A outra dimensão do problema – a contrária – é também transversal: o receio da perda de identidade, a ameaça do outro. As nações europeias temem a submersão da própria identidade, que sentem ameaçada por vagas de estrangeiros de culturas diferentes ou até hostis. A questão aqui põe-se aos emigrantes que vêm de uma cultura distinta, como os muçulmanos que chegam à Europa, fugindo das guerras da Síria, da Líbia ou do terror do Estado Islâmico.

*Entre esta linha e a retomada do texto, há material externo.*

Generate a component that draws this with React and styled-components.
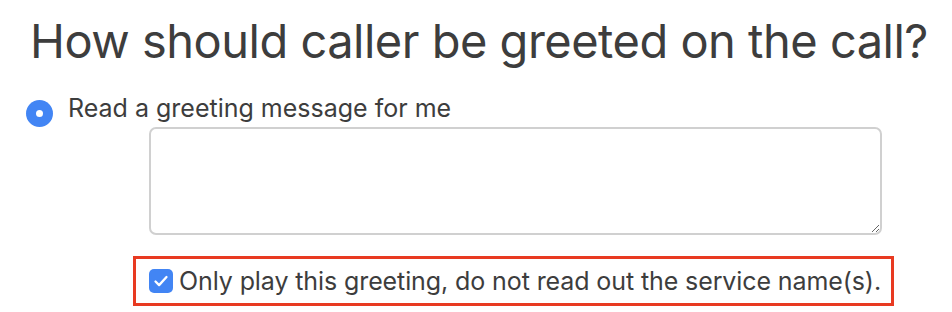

A grande guerra contra as nações e as identidades nacionais europeias não começou com os refugiados nem com os migrantes muçulmanos – veio de um discurso pan-europeísta exacerbado que atribuiu ao nacionalismo a paternidade de todos os males e falou no desaparecimento das pátrias como solução final dos problemas da guerra e da paz. Mas ainda que a questão não tenha começado com os emigrantes muçulmanos, são eles que agora despertam, sobretudo nos países do Leste europeu, uma crispação identitária que só se pode entender se se pensar que estas nações foram por muito tempo cativas de impérios vários. O último foi o soviético.

Encontrar um equilíbrio entre estes dois valores – a solidariedade cristã e humana para os refugiados e a identidade das pátrias da Europa – é tarefa difícil, mas é a que temos pela frente.